Adults and larvae of Tarosetenus univittatus prey on powder post beetles that live in old, dead wood. In the forests of the western U.S. Enoclerus sphegus attacks Dendroctonus ponderosae and other bark beetles. The bright pink larvae of E. coccineus are a major predator of snakeweed root-boring insects, especially the long-horned beetle Crossidius pulchellus. Other species are being investigated as predators of house fly eggs and larvae in poultry house manure.

Grasshopper predators, such as Aulicus terrestris in the western U.S., lay their eggs singly under stones or in the soil near grasshopper egg pods. The very active larvae search through the soil for the eggs. The adults do not feed on grasshoppers, but the female beetles attack caterpillars, especially noctuids (the males do not feed at all).

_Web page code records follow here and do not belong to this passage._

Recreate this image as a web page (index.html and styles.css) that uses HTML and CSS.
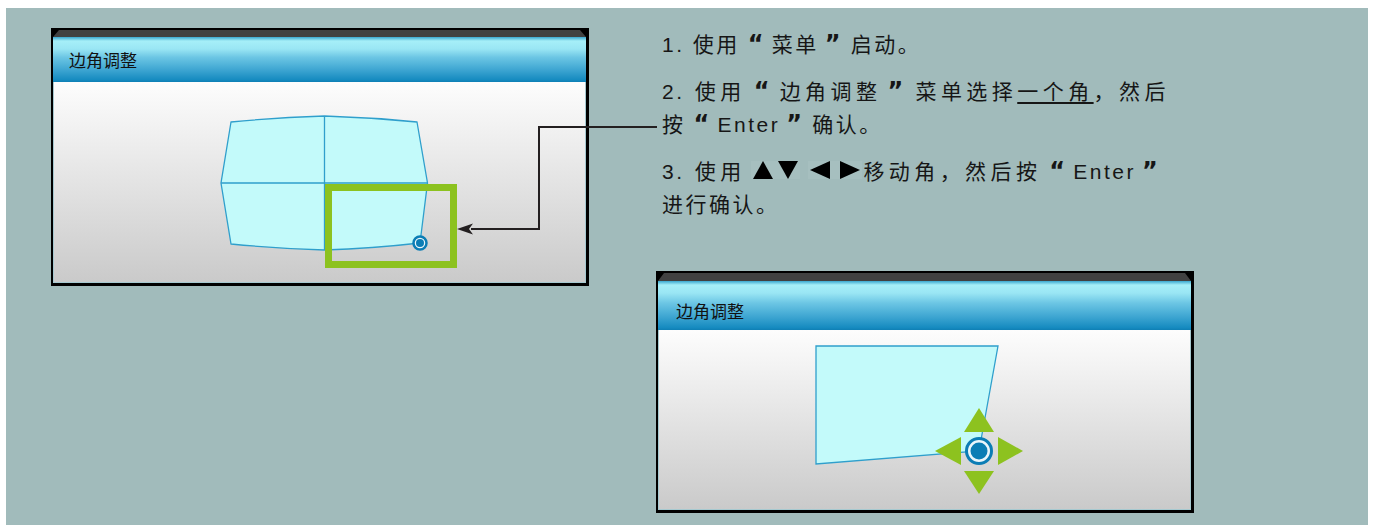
FILE: index.html
```html
<!DOCTYPE html>
<html lang="zh-CN">
  <head>
    <meta charset="UTF-8" />
    <meta name="viewport" content="width=device-width, initial-scale=1.0" />
    <title>边角调整</title>
    <link rel="stylesheet" href="styles.css">
  </head>
  <body>
    <div class="panel">
      <div class="col-left">
        <div class="osd">
          <div class="osd-cap"></div>
          <div class="osd-title">边角调整</div>
          <div class="osd-body">
            <svg width="531" height="200">
              <path class="screen" d="M177,40 Q223,35.5 270.5,34 Q317,35.5 363,40 L373.5,101 L366,161 Q318,166.5 270.5,168 Q223,166.5 177,162 L167,101 Z" />
              <path class="screen-line" d="M270.5,34 V168 M167,101 H373.5" />
              <rect class="pick" x="274.5" y="105.5" width="125" height="77" />
              <circle class="knob-ring" cx="366" cy="161" r="6.5" />
              <circle class="knob" cx="366" cy="161" r="4" />
            </svg>
          </div>
        </div>
      </div>

      <div class="col-right">
        <div class="steps">
          <p>1. 使用<span class="lq">“</span>菜单<span class="rq">”</span>启动。</p>
          <p>2. 使用<span class="lq">“</span>边角调整<span class="rq">”</span>菜单选择<span class="ul">一个角</span>，然后<span class="nw">按<span class="lq">“</span>Enter<span class="rq">”</span>确认。</span></p>
          <p>3. 使用<span class="keys"><span class="tri up"></span><span class="tri down"></span></span><span class="keys keys-lr"><span class="tri left"></span><span class="tri right"></span></span>移动角，然后按<span class="lq">“</span>Enter<span class="rq">”</span><span class="nw">进行确认。</span></p>
        </div>

        <div class="osd osd-b">
          <div class="osd-cap"></div>
          <div class="osd-title">边角调整</div>
          <div class="osd-body">
            <svg width="531" height="179">
              <polygon class="screen" points="157,16 339,16 320,121 157,134" />
              <polygon class="arrow" points="320,78 335,102 305,102" />
              <polygon class="arrow" points="305,141 335,141 320,164" />
              <polygon class="arrow" points="276,121 302,107 302,135" />
              <polygon class="arrow" points="339,107 364,121 339,135" />
              <circle class="knob-ring thick" cx="320" cy="121" r="12.5" />
              <circle class="knob" cx="320" cy="121" r="8.5" />
            </svg>
          </div>
        </div>
      </div>

      <!-- callout line from step 2 to the picked corner -->
      <svg class="pointer">
        <path d="M651,119 H533 V221 H465" />
        <polygon points="451,221 467,215.5 463,221 467,226.5" />
      </svg>
    </div>
  </body>
</html>
```

FILE: styles.css
```css
body {
  margin: 0;
  background: #fff;
  font-family: "Liberation Sans", "Noto Sans CJK SC", sans-serif;
}

.panel {
  position: relative;
  box-sizing: border-box;
  height: 517px;
  margin: 8px 7px 0 6px;
  padding: 20px 0 0 45px;
  background: #a1bbbb;
  display: grid;
  grid-template-columns: 538px 538px;
  column-gap: 67px;
  align-items: start;
}

/* on-screen menu window */
.osd {
  background: #000;
  border-style: solid;
  border-color: #000;
  border-width: 2px 3px 3px 2px;
}

.osd-cap {
  height: 7px;
  background: #414141;
  clip-path: polygon(6px 0, calc(100% - 6px) 0, 100% 100%, 0 100%);
}

.osd-title {
  box-sizing: border-box;
  height: 45px;
  display: flex;
  align-items: center;
  padding-left: 16px;
  font: 17px "Noto Sans CJK SC", sans-serif;
  color: #111;
  background: linear-gradient(to bottom, #3aa7cf 0, #a6eff8 4px, #9ae6f4 12px, #6cc6e4 45%, #3aa3d0 75%, #168bc0 95%, #0e7fb5 100%);
}

.osd-body {
  height: 200px;
  border: 1px solid #a6c9d0;
  border-top: 0;
  background: linear-gradient(to bottom, #fdfdfd, #cacaca);
}

.osd-body svg {
  display: block;
}

.osd-b {
  margin-top: 50px;
}

.osd-b .osd-cap {
  height: 8px;
}

.osd-b .osd-title {
  height: 49px;
  padding-top: 9px;
  padding-left: 18px;
}

.osd-b .osd-body {
  height: 179px;
}

/* drawings */
.screen {
  fill: #c3fafa;
  stroke: #2f9fcc;
  stroke-width: 1.3;
}

.screen-line {
  fill: none;
  stroke: #2f9fcc;
  stroke-width: 1.3;
}

.pick {
  fill: none;
  stroke: #8cc21f;
  stroke-width: 7;
}

.arrow {
  fill: #8dc21f;
}

.knob-ring {
  fill: #eaf6fb;
  stroke: #0b7db5;
  stroke-width: 2.5;
}

.knob-ring.thick {
  stroke-width: 3;
}

.knob {
  fill: #0b7db5;
}

/* steps text */
.steps {
  width: 506px;
  padding-left: 6px;
  color: #161616;
  font-size: 21px;
  line-height: 33px;
  letter-spacing: 2.5px;
}

.steps p {
  margin: 0 0 14px;
  text-align: justify;
}

.steps p:last-child {
  margin-bottom: 0;
}

/* wide, heavy quotes, as in the printed manual */
.lq,
.rq {
  display: inline-block;
  box-sizing: border-box;
  width: 32px;
  text-align: left;
  font: bold 24px/20px "DejaVu Sans", sans-serif;
  letter-spacing: 0;
}

.lq {
  padding-left: 8px;
}

.rq {
  padding-left: 6px;
}

.ul {
  text-decoration: underline;
  text-decoration-thickness: 1.5px;
  text-underline-offset: 3px;
}

.nw {
  white-space: nowrap;
}

.keys {
  display: inline-block;
  margin-left: 5px;
  padding: 0 2px;
  font-size: 0;
  line-height: 0;
  background: #a6bfbf;
}

.keys-lr {
  margin-left: 8px;
}

.tri {
  display: inline-block;
  width: 0;
  height: 0;
  border-style: solid;
  border-color: transparent;
}

.tri.up {
  border-width: 0 10px 18px;
  border-bottom-color: #000;
}

.tri.down {
  margin-left: 5px;
  border-width: 18px 10px 0;
  border-top-color: #000;
}

.tri.left {
  border-width: 9px 20px 9px 0;
  border-right-color: #000;
}

.tri.right {
  margin-left: 10px;
  border-width: 9px 0 9px 20px;
  border-left-color: #000;
}

.pointer {
  position: absolute;
  left: 0;
  top: 0;
  width: 100%;
  height: 100%;
  pointer-events: none;
}

.pointer path {
  fill: none;
  stroke: #231f20;
  stroke-width: 2;
}

.pointer polygon {
  fill: #231f20;
}
```
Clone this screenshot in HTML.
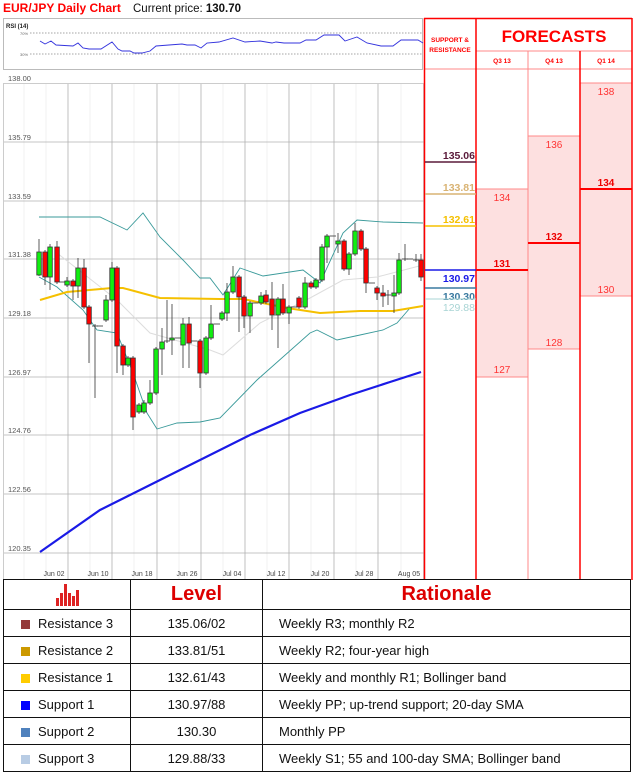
<!DOCTYPE html>
<html><head><meta charset="utf-8"><style>
body{margin:0;background:#fff;width:634px;height:775px;overflow:hidden;position:relative;font-family:"Liberation Sans",sans-serif}
svg{position:absolute;left:0;top:0}
table{position:absolute;left:3px;top:579px;width:628px;border-collapse:collapse;font-size:13px;color:#111}
td{border:1.5px solid #111;height:26px;padding:0}
.sq{display:inline-block;width:9px;height:9px;margin:0 8px 0 17px;vertical-align:-1px}
.h{font-weight:bold;color:#d00;font-size:20px;text-align:center;height:29px}
</style></head><body>
<svg width="634" height="580" viewBox="0 0 634 580">
<text x="3" y="12" font-size="12" font-weight="bold" fill="#f00" font-family="Liberation Sans">EUR/JPY Daily Chart</text>
<text x="133" y="12" font-size="11.5" fill="#111" font-family="Liberation Sans">Current price: <tspan font-weight="bold">130.70</tspan></text>
<!-- RSI -->
<rect x="3.5" y="18.5" width="419" height="51" fill="#fff" stroke="#bbb"/>
<text x="6" y="28" font-size="6" font-weight="bold" fill="#222">RSI (14)</text>
<line x1="30" y1="33" x2="422" y2="33" stroke="#888" stroke-dasharray="1.5,1.5" stroke-width="0.7"/>
<line x1="30" y1="54" x2="422" y2="54" stroke="#888" stroke-dasharray="1.5,1.5" stroke-width="0.7"/>
<text x="20" y="35" font-size="4" fill="#666">70%</text><text x="20" y="56" font-size="4" fill="#666">30%</text>
<polyline fill="none" stroke="#3333dd" stroke-width="0.9" points="40,41 45,44 51,41 56,45 73,46 78,43 83,48 89,49 101,49 112,42 118,49 122,51 130,51 134,53 142,53 150,51 156,46 182,44 187,45 195,45 201,48 207,43 219,42 233,38 245,42 260,41 272,43 276,42 284,43 300,43 306,40 316,40 324,35 339,35 345,41 357,37 367,43 381,46 393,46 401,40 418,40 423,43"/>
<!-- main chart -->
<rect x="3.5" y="83.5" width="420" height="496" fill="#fff" stroke="#ccc"/>
<g stroke="#ececec" stroke-width="0.7">
<line x1="24" y1="84" x2="24" y2="580"/><line x1="46" y1="84" x2="46" y2="580"/><line x1="90" y1="84" x2="90" y2="580"/><line x1="134" y1="84" x2="134" y2="580"/><line x1="179" y1="84" x2="179" y2="580"/><line x1="223" y1="84" x2="223" y2="580"/><line x1="267" y1="84" x2="267" y2="580"/><line x1="311" y1="84" x2="311" y2="580"/><line x1="356" y1="84" x2="356" y2="580"/><line x1="401" y1="84" x2="401" y2="580"/>
</g>
<g stroke="#b0b0b0" stroke-width="0.8">
<line x1="68" y1="84" x2="68" y2="580"/><line x1="112" y1="84" x2="112" y2="580"/><line x1="157" y1="84" x2="157" y2="580"/><line x1="201" y1="84" x2="201" y2="580"/><line x1="245" y1="84" x2="245" y2="580"/><line x1="289" y1="84" x2="289" y2="580"/><line x1="334" y1="84" x2="334" y2="580"/><line x1="378" y1="84" x2="378" y2="580"/>
<line x1="4" y1="142" x2="424" y2="142"/><line x1="4" y1="201" x2="424" y2="201"/><line x1="4" y1="259" x2="424" y2="259"/><line x1="4" y1="318" x2="424" y2="318"/><line x1="4" y1="377" x2="424" y2="377"/><line x1="4" y1="435" x2="424" y2="435"/><line x1="4" y1="494" x2="424" y2="494"/><line x1="4" y1="553" x2="424" y2="553"/>
</g>
<g font-size="7.5" fill="#555" font-family="Liberation Sans">
<text x="8" y="81">138.00</text><text x="8" y="140">135.79</text><text x="8" y="199">133.59</text><text x="8" y="257">131.38</text><text x="8" y="316">129.18</text><text x="8" y="375">126.97</text><text x="8" y="433">124.76</text><text x="8" y="492">122.56</text><text x="8" y="551">120.35</text>
</g>
<g font-size="7" fill="#444" text-anchor="middle" font-family="Liberation Sans">
<text x="54" y="576">Jun 02</text><text x="98" y="576">Jun 10</text><text x="142" y="576">Jun 18</text><text x="187" y="576">Jun 26</text><text x="232" y="576">Jul 04</text><text x="276" y="576">Jul 12</text><text x="320" y="576">Jul 20</text><text x="364" y="576">Jul 28</text><text x="409" y="576">Aug 05</text>
</g>
<!-- indicators -->
<polyline fill="none" stroke="#ddd" stroke-width="1" points="57,253 117,300 150,333 210,350 223,355 260,323 310,298 343,280 377,277 423,265"/>
<polyline fill="none" stroke="#3a9a9a" stroke-width="0.9" points="39,217 67,217 100,217 127,230 143,213 160,237 183,260 200,278 210,278 223,295 240,268 263,276 303,270 320,283 343,233 357,220 383,222 423,223"/>
<polyline fill="none" stroke="#3a9a9a" stroke-width="0.9" points="39,277 57,287 83,310 97,330 117,333 133,373 147,413 157,429 177,423 200,422 220,418 257,380 310,333 317,330 337,340 360,335 383,330 397,323 410,308 423,306"/>
<polyline fill="none" stroke="#f5c000" stroke-width="2" points="40,300 67,292 112,288 123,288 160,298 220,299 243,299 287,308 320,313 360,311 393,311 423,306"/>
<polyline fill="none" stroke="#1a1ae6" stroke-width="2.2" points="40,552 100,510 150,485 200,460 250,435 300,413 350,395 390,382 421,372"/>
<!-- candles -->
<g stroke="#222" stroke-width="0.8" id="c"></g>
<g stroke="#333" stroke-width="0.8">
<line x1="39" y1="239" x2="39" y2="276"/><rect x="36.8" y="252" width="4.5" height="23" fill="#1e1"/>
<line x1="45" y1="250" x2="45" y2="285"/><rect x="42.8" y="252" width="4.5" height="25" fill="#f00"/>
<line x1="50" y1="244" x2="50" y2="290"/><rect x="47.8" y="247" width="4.5" height="30" fill="#1e1"/>
<line x1="57" y1="241" x2="57" y2="284"/><rect x="54.8" y="247" width="4.5" height="35" fill="#f00"/>
<line x1="59" y1="282" x2="65" y2="282"/>
<line x1="67" y1="277" x2="67" y2="287"/><rect x="64.8" y="281" width="4.5" height="4" fill="#1e1"/>
<line x1="73" y1="279" x2="73" y2="300"/><rect x="70.8" y="281" width="4.5" height="5" fill="#f00"/>
<line x1="78" y1="258" x2="78" y2="298"/><rect x="75.8" y="268" width="4.5" height="18" fill="#1e1"/>
<line x1="84" y1="259" x2="84" y2="309"/><rect x="81.8" y="268" width="4.5" height="39" fill="#f00"/>
<line x1="89" y1="305" x2="89" y2="363"/><rect x="86.8" y="307" width="4.5" height="17" fill="#f00"/>
<line x1="95" y1="324" x2="95" y2="398"/><line x1="92" y1="326" x2="98" y2="326"/>
<line x1="97" y1="326" x2="103" y2="326"/>
<line x1="106" y1="295" x2="106" y2="322"/><rect x="103.8" y="300" width="4.5" height="20" fill="#1e1"/>
<line x1="112" y1="262" x2="112" y2="302"/><rect x="109.8" y="268" width="4.5" height="32" fill="#1e1"/>
<line x1="117" y1="266" x2="117" y2="373"/><rect x="114.8" y="268" width="4.5" height="78" fill="#f00"/>
<line x1="123" y1="344" x2="123" y2="375"/><rect x="120.8" y="346" width="4.5" height="19" fill="#f00"/>
<line x1="128" y1="356" x2="128" y2="367"/><rect x="125.8" y="358" width="4.5" height="7" fill="#1e1"/>
<line x1="133" y1="356" x2="133" y2="430"/><rect x="130.8" y="358" width="4.5" height="59" fill="#f00"/>
<line x1="139" y1="403" x2="139" y2="414"/><rect x="136.8" y="405" width="4.5" height="7" fill="#1e1"/>
<line x1="144" y1="400" x2="144" y2="414"/><rect x="141.8" y="403" width="4.5" height="9" fill="#1e1"/>
<line x1="150" y1="380" x2="150" y2="405"/><rect x="147.8" y="393" width="4.5" height="10" fill="#1e1"/>
<line x1="156" y1="347" x2="156" y2="395"/><rect x="153.8" y="349" width="4.5" height="44" fill="#1e1"/>
<line x1="162" y1="328" x2="162" y2="375"/><rect x="159.8" y="342" width="4.5" height="7" fill="#1e1"/>
<line x1="167" y1="300" x2="167" y2="343"/><line x1="164" y1="341" x2="170" y2="341"/>
<line x1="172" y1="304" x2="172" y2="355"/><rect x="169.8" y="338" width="4.5" height="2" fill="#1e1"/>
<line x1="175" y1="338" x2="181" y2="338"/>
<line x1="183" y1="318" x2="183" y2="368"/><rect x="180.8" y="324" width="4.5" height="21" fill="#1e1"/>
<line x1="189" y1="317" x2="189" y2="368"/><rect x="186.8" y="324" width="4.5" height="19" fill="#f00"/>
<line x1="191" y1="341" x2="197" y2="341"/>
<line x1="200" y1="339" x2="200" y2="388"/><rect x="197.8" y="341" width="4.5" height="32" fill="#f00"/>
<line x1="206" y1="336" x2="206" y2="375"/><rect x="203.8" y="338" width="4.5" height="35" fill="#1e1"/>
<line x1="211" y1="305" x2="211" y2="340"/><rect x="208.8" y="324" width="4.5" height="14" fill="#1e1"/>
<line x1="214" y1="324" x2="220" y2="324"/>
<line x1="222" y1="311" x2="222" y2="321"/><rect x="219.8" y="313" width="4.5" height="6" fill="#1e1"/>
<line x1="227" y1="283" x2="227" y2="321"/><rect x="224.8" y="292" width="4.5" height="21" fill="#1e1"/>
<line x1="233" y1="266" x2="233" y2="294"/><rect x="230.8" y="277" width="4.5" height="15" fill="#1e1"/>
<line x1="239" y1="275" x2="239" y2="332"/><rect x="236.8" y="277" width="4.5" height="20" fill="#f00"/>
<line x1="244" y1="295" x2="244" y2="328"/><rect x="241.8" y="297" width="4.5" height="19" fill="#f00"/>
<line x1="250" y1="301" x2="250" y2="333"/><rect x="247.8" y="303" width="4.5" height="13" fill="#1e1"/>
<line x1="252" y1="303" x2="258" y2="303"/>
<line x1="261" y1="292" x2="261" y2="305"/><rect x="258.8" y="296" width="4.5" height="7" fill="#1e1"/>
<line x1="266" y1="290" x2="266" y2="304"/><rect x="263.8" y="295" width="4.5" height="7" fill="#f00"/>
<line x1="272" y1="282" x2="272" y2="330"/><rect x="269.8" y="299" width="4.5" height="16" fill="#f00"/>
<line x1="278" y1="297" x2="278" y2="348"/><rect x="275.8" y="299" width="4.5" height="16" fill="#1e1"/>
<line x1="283" y1="284" x2="283" y2="315"/><rect x="280.8" y="299" width="4.5" height="14" fill="#f00"/>
<line x1="289" y1="305" x2="289" y2="324"/><rect x="286.8" y="307" width="4.5" height="6" fill="#1e1"/>
<line x1="291" y1="307" x2="297" y2="307"/>
<line x1="299" y1="296" x2="299" y2="309"/><rect x="296.8" y="298" width="4.5" height="9" fill="#f00"/>
<line x1="305" y1="277" x2="305" y2="309"/><rect x="302.8" y="283" width="4.5" height="24" fill="#1e1"/>
<line x1="311" y1="281" x2="311" y2="289"/><rect x="308.8" y="283" width="4.5" height="4" fill="#f00"/>
<line x1="316" y1="278" x2="316" y2="289"/><rect x="313.8" y="280" width="4.5" height="7" fill="#1e1"/>
<line x1="322" y1="244" x2="322" y2="282"/><rect x="319.8" y="247" width="4.5" height="33" fill="#1e1"/>
<line x1="327" y1="234" x2="327" y2="263"/><rect x="324.8" y="236" width="4.5" height="11" fill="#1e1"/>
<line x1="330" y1="236" x2="336" y2="236"/>
<line x1="338" y1="233" x2="338" y2="253"/><rect x="335.8" y="241" width="4.5" height="3" fill="#1e1"/>
<line x1="344" y1="239" x2="344" y2="271"/><rect x="341.8" y="241" width="4.5" height="28" fill="#f00"/>
<line x1="349" y1="252" x2="349" y2="275"/><rect x="346.8" y="254" width="4.5" height="15" fill="#1e1"/>
<line x1="355" y1="223" x2="355" y2="256"/><rect x="352.8" y="231" width="4.5" height="23" fill="#1e1"/>
<line x1="361" y1="229" x2="361" y2="251"/><rect x="358.8" y="231" width="4.5" height="18" fill="#f00"/>
<line x1="366" y1="247" x2="366" y2="293"/><rect x="363.8" y="249" width="4.5" height="34" fill="#f00"/>
<line x1="369" y1="283" x2="375" y2="283"/>
<line x1="377" y1="286" x2="377" y2="300"/><rect x="374.8" y="288" width="4.5" height="5" fill="#f00"/>
<line x1="383" y1="285" x2="383" y2="307"/><rect x="380.8" y="293" width="4.5" height="3" fill="#f00"/>
<line x1="388" y1="290" x2="388" y2="305"/><line x1="385" y1="295" x2="391" y2="295"/>
<line x1="394" y1="275" x2="394" y2="313"/><rect x="391.8" y="293" width="4.5" height="3" fill="#1e1"/>
<line x1="399" y1="253" x2="399" y2="295"/><rect x="396.8" y="260" width="4.5" height="33" fill="#1e1"/>
<line x1="405" y1="244" x2="405" y2="261"/><line x1="402" y1="259" x2="408" y2="259"/>
<line x1="407" y1="259" x2="413" y2="259"/>
<line x1="416" y1="254" x2="416" y2="262"/><line x1="413" y1="260" x2="419" y2="260"/>
<line x1="421" y1="254" x2="421" y2="281"/><rect x="418.8" y="260" width="4.5" height="17" fill="#f00"/>
</g>
<!-- right panel -->
<rect x="476" y="189" width="52" height="188" fill="#fde0e0" stroke="#f88" stroke-width="1"/>
<rect x="528" y="136" width="52" height="213" fill="#fde0e0" stroke="#f88" stroke-width="1"/>
<rect x="580" y="83" width="52" height="213" fill="#fde0e0" stroke="#f88" stroke-width="1"/>
<g stroke="#f88" stroke-width="1"><line x1="476" y1="51" x2="632" y2="51"/><line x1="424" y1="69" x2="632" y2="69"/><line x1="528" y1="51" x2="528" y2="580"/></g>
<g stroke="#f00" stroke-width="1.5"><line x1="424.5" y1="18" x2="424.5" y2="580"/><line x1="476" y1="18" x2="476" y2="580"/><line x1="580" y1="51" x2="580" y2="580"/><line x1="632" y1="18" x2="632" y2="580"/><line x1="424" y1="18.5" x2="632" y2="18.5"/></g>
<g fill="#f00" font-family="Liberation Sans" font-weight="bold" text-anchor="middle">
<text x="450" y="42" font-size="6.5">SUPPORT &amp;</text><text x="450" y="52" font-size="6.5">RESISTANCE</text>
<text x="554" y="42" font-size="17">FORECASTS</text>
<text x="502" y="63" font-size="6.5">Q3 13</text><text x="554" y="63" font-size="6.5">Q4 13</text><text x="606" y="63" font-size="6.5">Q1 14</text>
</g>
<g fill="#f33" font-family="Liberation Sans" font-size="10" text-anchor="middle">
<text x="502" y="201">134</text><text x="502" y="373">127</text>
<text x="554" y="148">136</text><text x="554" y="346">128</text>
<text x="606" y="95">138</text><text x="606" y="293">130</text>
</g>
<g stroke="#f00" stroke-width="2"><line x1="476" y1="270" x2="528" y2="270"/><line x1="528" y1="243" x2="580" y2="243"/><line x1="580" y1="189" x2="632" y2="189"/></g>
<g fill="#e00" font-family="Liberation Sans" font-size="10" font-weight="bold" text-anchor="middle">
<text x="502" y="267">131</text><text x="554" y="240">132</text><text x="606" y="186">134</text>
</g>
<g font-family="Liberation Sans" font-size="10.5" font-weight="bold" text-anchor="end">
<line x1="425" y1="162" x2="476" y2="162" stroke="#5a1a3a" stroke-width="1.5"/><text x="475" y="159" fill="#5a1a3a">135.06</text>
<line x1="425" y1="194" x2="476" y2="194" stroke="#d9b373" stroke-width="1.5"/><text x="475" y="191" fill="#d9b373">133.81</text>
<line x1="425" y1="226" x2="476" y2="226" stroke="#f5c000" stroke-width="1.5"/><text x="475" y="223" fill="#f5c000">132.61</text>
<line x1="425" y1="270" x2="476" y2="270" stroke="#1a1ae6" stroke-width="1.5"/><text x="475" y="282" fill="#1a1ae6">130.97</text>
<line x1="425" y1="288" x2="476" y2="288" stroke="#3a7aa0" stroke-width="1.5"/><text x="475" y="300" fill="#3a7aa0">130.30</text>
<line x1="425" y1="299" x2="476" y2="299" stroke="#a8d4d4" stroke-width="1"/><text x="475" y="311" fill="#a8d4d4" font-weight="normal">129.88</text>
</g>
</svg>
<table>
<tr><td class="h" style="width:126px"><svg width="24" height="22" viewBox="0 0 24 22" style="position:static;vertical-align:middle"><g fill="#d22"><rect x="1" y="14" width="3" height="8"/><rect x="5" y="9" width="3" height="13"/><rect x="9" y="0" width="3" height="22"/><rect x="13" y="9" width="3" height="13"/><rect x="17" y="12" width="3" height="10"/><rect x="21" y="6" width="3" height="16"/></g></svg></td><td class="h" style="width:131px">Level</td><td class="h">Rationale</td></tr>
<tr><td><span class="sq" style="background:#943a3a"></span>Resistance 3</td><td style="text-align:center">135.06/02</td><td style="padding-left:16px">Weekly R3; monthly R2</td></tr>
<tr><td><span class="sq" style="background:#cc9900"></span>Resistance 2</td><td style="text-align:center">133.81/51</td><td style="padding-left:16px">Weekly R2; four-year high</td></tr>
<tr><td><span class="sq" style="background:#ffcc00"></span>Resistance 1</td><td style="text-align:center">132.61/43</td><td style="padding-left:16px">Weekly and monthly R1; Bollinger band</td></tr>
<tr><td><span class="sq" style="background:#0000ff"></span>Support 1</td><td style="text-align:center">130.97/88</td><td style="padding-left:16px">Weekly PP; up-trend support; 20-day SMA</td></tr>
<tr><td><span class="sq" style="background:#4f81bd"></span>Support 2</td><td style="text-align:center">130.30</td><td style="padding-left:16px">Monthly PP</td></tr>
<tr><td><span class="sq" style="background:#b8cce4"></span>Support 3</td><td style="text-align:center">129.88/33</td><td style="padding-left:16px">Weekly S1; 55 and 100-day SMA; Bollinger band</td></tr>
</table>
</body></html>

Clerid beetles have been reported as important predators of many wood-boring beetles, including Asian longhorned beetle, various species of bark beetles, and other forest pests. The native clerid T. dubius will attack several species of bark beetle besides SPB, including larvae of pine shoot beetle, an introduced bark beetle, in brood logs. It has been shown to be an important predator of the pine engraver, Ips pini, in the upper Midwest. Predation by this beetle on SPB is most effective in the spring, when overwintering populations of SPB are emerging to begin the first breeding cycle of the season. However, the clerid does not reproduce as rapidly as its host (completing only 2.5 to 4 generations/year, while the SPB goes through 6 to 8 generations/year) so it is probably incapable of preventing epidemics. It can, however, contribute to bark beetle population declines.

The USDA was rearing T. formicarius, a European predator of pine shoot beetle, as well as T. dubius, for biological control of that pest (until that project was terminated). T. formicarius is attracted to odors from damaged Scots pine as well as bark beetle pheromones. They consume up to 10 adult beetles daily.

Clerid beetles sense the pheromones produced by bark beetles to help them locate their prey. Trap-out of bark beetles using aggregation pheromones sounds like a good idea, but it doesn't remove enough of the beetles and can interupt natural predator efficacy. Trapping has actually extended outbreaks in some cases.